Before the bankruptcy, Lake Restoration Solutions paid $80,000 to Ryan Benson’s Big Game Forever Foundation for “intellectual property.” And the charitable foundation forgave a $250,000 loan to Lake Restoration Solutions, according to court filings.
Ryan Benson said in the bankruptcy hearing he could not find a document for the loan. He also did not respond to questions from The Utah Investigative Journalism Project about the loan. His bankruptcy attorney said that the loan from the foundation did not come from the state funds paid to the separate Big Game Forever nonprofit that had the contract to delist the gray wolf.
Jeff Hunt, an attorney at Parr, Brown, Gee & Loveless who represented the Utah Investigative Journalism Project in the yearslong battle for the records, said the decision forcing Big Game Forever to turn over the documents was a “big win.”
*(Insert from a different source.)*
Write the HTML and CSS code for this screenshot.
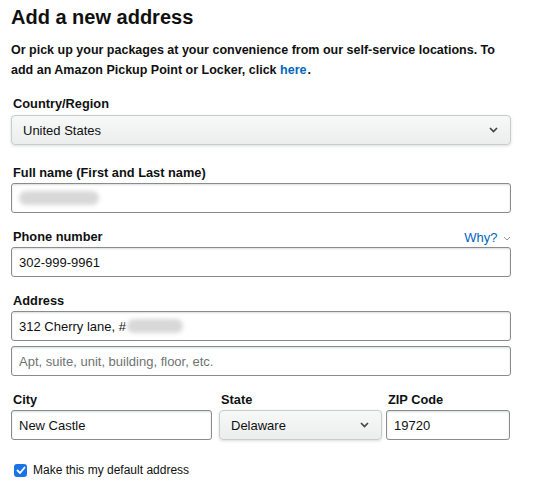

He notes that because of the litigation, the district court and Utah Court of Appeals refuted the idea of the identity of subcontractors being “trade secrets” and “created some important legal precedent that the public has a right to know the identities of contractors who perform work on government contracts,” Hunt said.
On top of that, in 2022 the Utah Department of Natural Resources, which defended the denial of records in court, was ordered to pay attorneys’ fees for The Utah Investigative Journalism Project in the amount of $146,349.50. The next year, the Legislature passed SB231 so that the state would no longer necessarily foot the bill for companies that want to keep records secret.
“The core principle of Utah’s sunshine laws is that the people’s business should be conducted in public,” Hunt said. “That is especially the case when we are talking about entities receiving millions in taxpayer dollars.”
— Reporter Leia Larsen contributed to this report.